The Chancellor has sparked a fresh Grenfell Tower fire controversy by appearing to suggest cladding used on the tower block is banned in Britain.
Philip Hammond told BBC One's Andrew Marr Show: "My understanding is the cladding in question, this cladding which is banned in Europe and the US, is also banned here."
The cladding panels added to the tower last year are said to be a product called Reynobond PE - a flammable hard-plastic core coated with aluminium.
CEP Architectural Facades, a company that fabricated the rainscreen panels and windows for Harley Facades Ltd, the firm that was subcontracted to install cladding to the tower block, and replace its windows rejected the Chancellor's comments.
John Cowley, managing director of CEP, which is owned by Omnis, said: "Reynobond PE is not banned in the UK."
"Current building regulations allow its use in both low-rise and high-rise structures," Mr Cowley added.

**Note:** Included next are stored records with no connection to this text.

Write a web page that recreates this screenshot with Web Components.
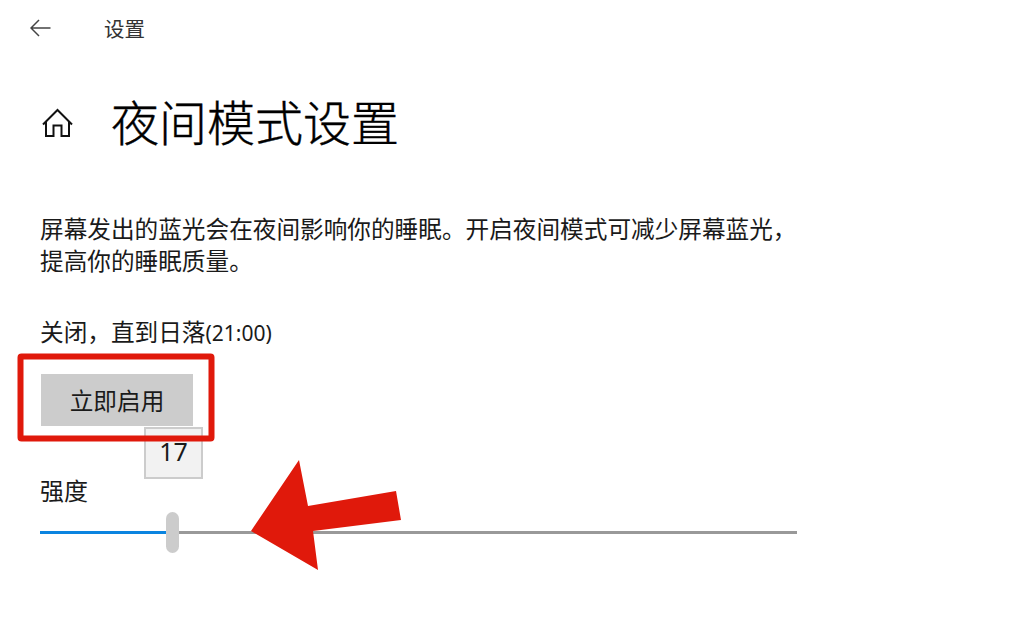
<!DOCTYPE html>
<html lang="zh">
<head>
<meta charset="utf-8">
<title>夜间模式设置</title>
<style>
  html, body { margin: 0; padding: 0; background: #fff; }
  body { width: 1024px; height: 630px; overflow: hidden; font-family: "Noto Sans CJK SC", "Liberation Sans", sans-serif; color: #1a1a1a; }
</style>
</head>
<body>
<settings-page>
  <top-bar label="设置"></top-bar>
  <page-title label="夜间模式设置"></page-title>
  <p-text>屏幕发出的蓝光会在夜间影响你的睡眠。开启夜间模式可减少屏幕蓝光，<br>提高你的睡眠质量。</p-text>
  <status-line time="(21:00)">关闭，直到日落</status-line>
  <action-button label="立即启用"></action-button>
  <strength-slider label="强度" value="17"></strength-slider>
</settings-page>
<script>
class SettingsPage extends HTMLElement {
  constructor() {
    super();
    this.attachShadow({ mode: 'open' }).innerHTML = `
      <style>
        :host { display: block; position: relative; width: 1024px; height: 630px; }
        svg { position: absolute; left: 0; top: 0; }
      </style>
      <slot></slot>
      <svg width="1024" height="630" viewBox="0 0 1024 630">
        <rect x="20.5" y="356.5" width="191" height="82" rx="1" fill="none" stroke="#e0190b" stroke-width="6"/>
        <polygon points="251,531 299,460 308,506 396,491 401,520 313,531 318,570" fill="#e0190b"/>
      </svg>`;
  }
}

class TopBar extends HTMLElement {
  constructor() {
    super();
    this.attachShadow({ mode: 'open' }).innerHTML = `
      <style>
        :host { display: flex; align-items: center; height: 56px; padding-left: 30px; }
        svg { width: 21px; height: 18px; margin-right: 53px; }
        span { font-size: 20.5px; color: #333; line-height: 56px; }
      </style>
      <svg viewBox="0 0 21 18"><path d="M20.5 9H1M9 1L1 9l8 8" fill="none" stroke="#444" stroke-width="1.5"/></svg>
      <span>${this.getAttribute('label')}</span>`;
  }
}

class PageTitle extends HTMLElement {
  constructor() {
    super();
    this.attachShadow({ mode: 'open' }).innerHTML = `
      <style>
        :host { display: flex; align-items: center; height: 72px; margin-top: 30px; padding-left: 42px; }
        svg { width: 31px; height: 31px; margin-right: 38px; }
        h1 { margin: 0 0 4px; font-size: 48px; font-weight: 300; line-height: 72px; color: #000; -webkit-text-stroke: 0.4px #000; }
      </style>
      <svg viewBox="0 0 31 31"><path d="M1 17.5L15.5 3 30 17.5M4 14v15h7.5V18.5h8V29H27V14" fill="none" stroke="#111" stroke-width="2"/></svg>
      <h1>${this.getAttribute('label')}</h1>`;
  }
}

class PText extends HTMLElement {
  constructor() {
    super();
    this.attachShadow({ mode: 'open' }).innerHTML = `
      <style>
        :host { display: block; margin: 54px 0 0 40px; font-size: 23.65px; line-height: 32px; color: #1a1a1a; white-space: nowrap; }
      </style>
      <slot></slot>`;
  }
}

class StatusLine extends HTMLElement {
  constructor() {
    super();
    this.attachShadow({ mode: 'open' }).innerHTML = `
      <style>
        :host { display: block; margin: 38px 0 0 40px; font-size: 23.65px; line-height: 34px; color: #1a1a1a; white-space: nowrap; }
        span { font: 21px "Noto Sans", sans-serif; }
      </style>
      <slot></slot><span>${this.getAttribute('time')}</span>`;
  }
}

class ActionButton extends HTMLElement {
  constructor() {
    super();
    this.attachShadow({ mode: 'open' }).innerHTML = `
      <style>
        :host { display: flex; align-items: center; justify-content: center; width: 152px; height: 52px; margin: 26px 0 0 41px; background: #ccc; font-size: 23.65px; color: #1a1a1a; }
      </style>
      <span>${this.getAttribute('label')}</span>`;
  }
}

class StrengthSlider extends HTMLElement {
  constructor() {
    super();
    this.attachShadow({ mode: 'open' }).innerHTML = `
      <style>
        :host { display: block; position: relative; margin: 47px 0 0 40px; width: 757px; }
        .label { font-size: 24px; line-height: 34px; color: #1a1a1a; }
        .track { display: flex; align-items: center; height: 41px; margin-top: 5px; }
        .fill { width: 126px; height: 3px; background: #0a84e0; }
        .thumb { width: 13px; height: 41px; border-radius: 7px; background: #ccc; flex: none; }
        .rest { flex: 1; height: 3px; background: #999; }
        .tip { position: absolute; left: 104px; top: -46px; box-sizing: border-box; width: 59px; height: 52px; padding-bottom: 4px; background: #f2f2f2; border: 2px solid #ccc; display: flex; align-items: center; justify-content: center; font: 25px "Noto Sans", sans-serif; color: #1a1a1a; }
      </style>
      <div class="tip">${this.getAttribute('value')}</div>
      <div class="label">${this.getAttribute('label')}</div>
      <div class="track"><div class="fill"></div><div class="thumb"></div><div class="rest"></div></div>`;
  }
}

customElements.define('settings-page', SettingsPage);
customElements.define('top-bar', TopBar);
customElements.define('page-title', PageTitle);
customElements.define('p-text', PText);
customElements.define('status-line', StatusLine);
customElements.define('action-button', ActionButton);
customElements.define('strength-slider', StrengthSlider);
</script>
</body>
</html>
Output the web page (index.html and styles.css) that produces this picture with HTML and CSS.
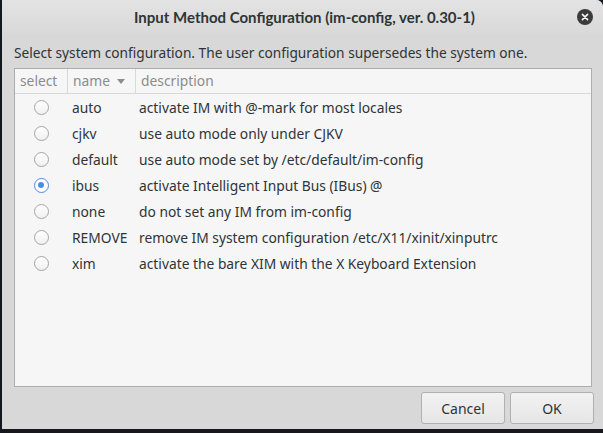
FILE: index.html
```html
<!DOCTYPE html>
<html>
<head>
<meta charset="utf-8">
<link rel="stylesheet" href="styles.css">
</head>
<body>
<div class="window">
  <div class="titlebar">
    <span class="title">Input Method Configuration (im-config, ver. 0.30-1)</span>
    <span class="close"><svg width="16" height="16" viewBox="0 0 16 16"><circle cx="8" cy="8" r="8" fill="#3b3b3b"/><path d="M5.4 5.4 L10.6 10.6 M10.6 5.4 L5.4 10.6" stroke="#fff" stroke-width="1.5" stroke-linecap="round"/></svg></span>
  </div>
  <div class="content">
    <div class="label">Select system configuration. The user configuration supersedes the system one.</div>
    <div class="tree">
      <div class="head">
        <div class="hc c1">select</div>
        <div class="hc c2">name <span class="arrow"></span></div>
        <div class="hc c3">description</div>
      </div>
      <div class="row"><div class="c1"><span class="radio"></span></div><div class="c2">auto</div><div class="c3">activate IM with @-mark for most locales</div></div>
      <div class="row"><div class="c1"><span class="radio"></span></div><div class="c2">cjkv</div><div class="c3">use auto mode only under CJKV</div></div>
      <div class="row"><div class="c1"><span class="radio"></span></div><div class="c2">default</div><div class="c3">use auto mode set by /etc/default/im-config</div></div>
      <div class="row"><div class="c1"><span class="radio on"></span></div><div class="c2">ibus</div><div class="c3">activate Intelligent Input Bus (IBus) @</div></div>
      <div class="row"><div class="c1"><span class="radio"></span></div><div class="c2">none</div><div class="c3">do not set any IM from im-config</div></div>
      <div class="row"><div class="c1"><span class="radio"></span></div><div class="c2">REMOVE</div><div class="c3">remove IM system configuration /etc/X11/xinit/xinputrc</div></div>
      <div class="row"><div class="c1"><span class="radio"></span></div><div class="c2">xim</div><div class="c3">activate the bare XIM with the X Keyboard Extension</div></div>
    </div>
    <div class="buttons">
      <button class="btn">Cancel</button>
      <button class="btn">OK</button>
    </div>
  </div>
</div>
</body>
</html>
```
FILE: styles.css
```css
html, body {
  margin: 0;
  padding: 0;
  background: #15191d;
  width: 603px;
  height: 433px;
  overflow: hidden;
}
.window {
  margin-left: 2px;
  width: 601px;
  height: 429px;
  background: #d6d6d6;
  border-radius: 0 7px 0 0;
  display: flex;
  flex-direction: column;
  font-family: "Noto Sans", "DejaVu Sans", sans-serif;
  color: #2e3436;
}
.titlebar {
  height: 34px;
  flex: none;
  display: flex;
  align-items: center;
  justify-content: center;
  position: relative;
  background: linear-gradient(#e3e3e3, #d9d9d9);
  border-radius: 0 7px 0 0;
}
.title {
  font-family: "Lato", "Noto Sans", sans-serif;
  font-size: 15px;
  font-weight: 700;
  color: #2e3436;
  margin-left: 4px;
  margin-top: -1px;
}
.close {
  position: absolute;
  right: 10px;
  top: 9px;
  width: 16px;
  height: 16px;
  display: block;
}
.close svg { display: block; }
.content {
  flex: 1;
  display: flex;
  flex-direction: column;
  padding: 9px 11px 4px 12px;
  background: #d8d8d8;
}
.label {
  font-size: 13.7px;
  line-height: 20px;
  margin-bottom: 5px;
  color: #2e3436;
}
.tree {
  height: 317px;
  border: 1px solid #adadad;
  background: #f6f6f6;
  font-size: 13.8px;
}
.head {
  display: flex;
  height: 24px;
  border-bottom: 1px solid #d9d9d9;
  color: #8c8c8c;
}
.hc {
  line-height: 24px;
  padding-left: 5px;
  box-sizing: border-box;
}
.head .c1, .head .c2 { border-right: 1px solid #d9d9d9; }
.c1 { width: 53px; flex: none; }
.c2 { width: 68px; flex: none; }
.c3 { flex: 1; }
.arrow {
  display: inline-block;
  width: 0; height: 0;
  border-left: 4px solid transparent;
  border-right: 4px solid transparent;
  border-top: 5px solid #8c8c8c;
  vertical-align: middle;
  margin-left: 3px;
  margin-top: -2px;
}
.row {
  display: flex;
  height: 26px;
  align-items: center;
}
.row .c1 { display: flex; justify-content: center; padding-left: 0; }
.row .c2 { padding-left: 4px; box-sizing: border-box; }
.row .c3 { padding-left: 3px; }
.radio {
  width: 13px;
  height: 13px;
  border: 1px solid #a5a5a5;
  border-radius: 50%;
  background: linear-gradient(#ffffff, #f0f0f0);
  display: inline-block;
  position: relative;
  box-sizing: content-box;
  margin-left: -1px;
}
.radio.on { border-color: #4a90d9; background: #fff; }
.radio.on::after {
  content: "";
  position: absolute;
  left: 3.5px; top: 3.5px;
  width: 6px; height: 6px;
  border-radius: 50%;
  background: #4a90d9;
}
.buttons {
  display: flex;
  justify-content: flex-end;
  gap: 5px;
  margin-top: 5px;
  margin-right: -2px;
}
.btn {
  width: 84px;
  height: 32px;
  border: 1px solid #b0b0b0;
  border-radius: 3px;
  background: linear-gradient(#f2f2f2, #e6e6e6);
  font-family: "Noto Sans", "DejaVu Sans", sans-serif;
  font-size: 14px;
  color: #2e3436;
  padding: 0;
}
```
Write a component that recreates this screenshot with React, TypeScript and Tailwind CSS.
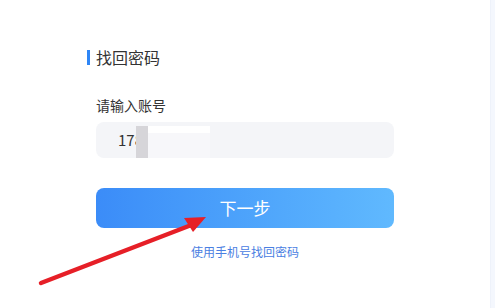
import React from "react";

const font = { fontFamily: '"Microsoft YaHei", "Noto Sans CJK SC", sans-serif' };

function Arrow() {
  return (
    <svg className="absolute left-0 top-0 pointer-events-none" width="495" height="308" viewBox="0 0 495 308">
      <line x1="41" y1="283" x2="194" y2="224" stroke="#e61f27" strokeWidth="4.5" strokeLinecap="round" />
      <polygon points="206,217 184,218 193,232" fill="#e61f27" />
    </svg>
  );
}

export default function App() {
  return (
    <div className="relative w-[495px] h-[308px] bg-white overflow-hidden flex" style={font}>
      <div className="flex-1 flex flex-col pt-[48px] pl-[87px]">
        <div className="flex items-center h-[18px]">
          <span className="w-[3px] h-[15px] bg-[#2f86f6]" />
          <span className="ml-[6px] text-[16px] text-[#333]">找回密码</span>
        </div>
        <div className="mt-[29px] pl-[9px] text-[14px] text-[#333] leading-[20px]">请输入账号</div>
        <div className="mt-[7px] ml-[9px] w-[298px] h-[36px] rounded-[8px] bg-[#f4f5f8] flex items-center relative">
          <span className="ml-[22px] text-[15px] text-[#333]">178</span>
          <span className="absolute left-[40px] top-[4px] w-[12px] h-[32px] bg-[#d6d5d9]" />
          <span className="absolute left-[52px] top-[4px] w-[62px] h-[7px] bg-white" />
          <span className="absolute left-[52px] top-[11px] w-[62px] h-[25px] bg-[#f7f7fa]" />
        </div>
        <button className="mt-[30px] ml-[9px] w-[298px] h-[40px] rounded-[8px] bg-gradient-to-r from-[#3b8cf8] to-[#60b9fe] text-white text-[17px] flex items-center justify-center">
          下一步
        </button>
        <div className="mt-[15px] ml-[9px] w-[298px] text-center text-[12px] leading-[18px] text-[#4a80e2]">使用手机号找回密码</div>
      </div>
      <div className="w-[5px] h-full bg-[#f4f7fd] border-l border-[#eef2fa]" />
      <Arrow />
    </div>
  );
}
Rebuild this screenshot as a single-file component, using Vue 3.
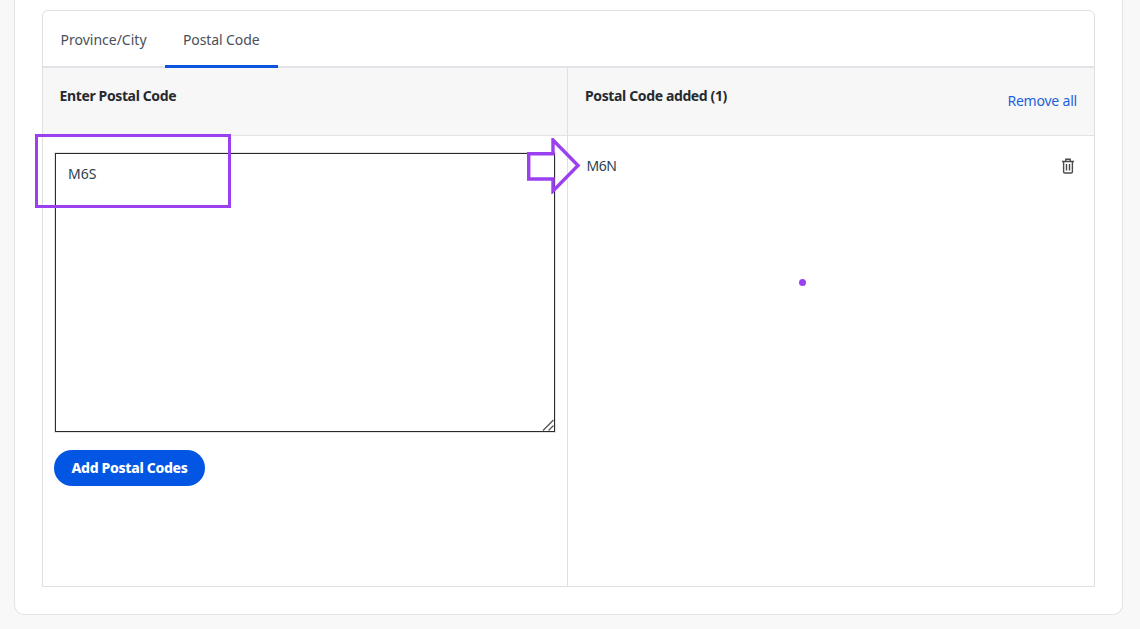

"The key question now is whether the overall design of the building's complete exterior was properly tested and subsequently signed off by the relevant authorities including the fire officer, building compliance officer and architect before commencement of the project," Mr Cowley added.
He has also said the Chancellor's comments were "frivolous and ill-informed".
Mr Hammond also said a criminal investigation would examine whether building regulations had been breached when the block was overhauled.
"There are two separate questions. One, are our regulations correct, do they permit the right kind of materials and ban the wrong kind of materials? The second question is were they correctly complied with?"
Mr Hammond also said the public inquiry set up by the Government following the tragedy would also examine if rules had been broken.
"That will be a subject that the inquiry will look at. It will also be a subject that the criminal investigation will be looking at," he said.
At least 58 people are "missing and presumed dead" following the fire at Grenfell Tower, police have confirmed.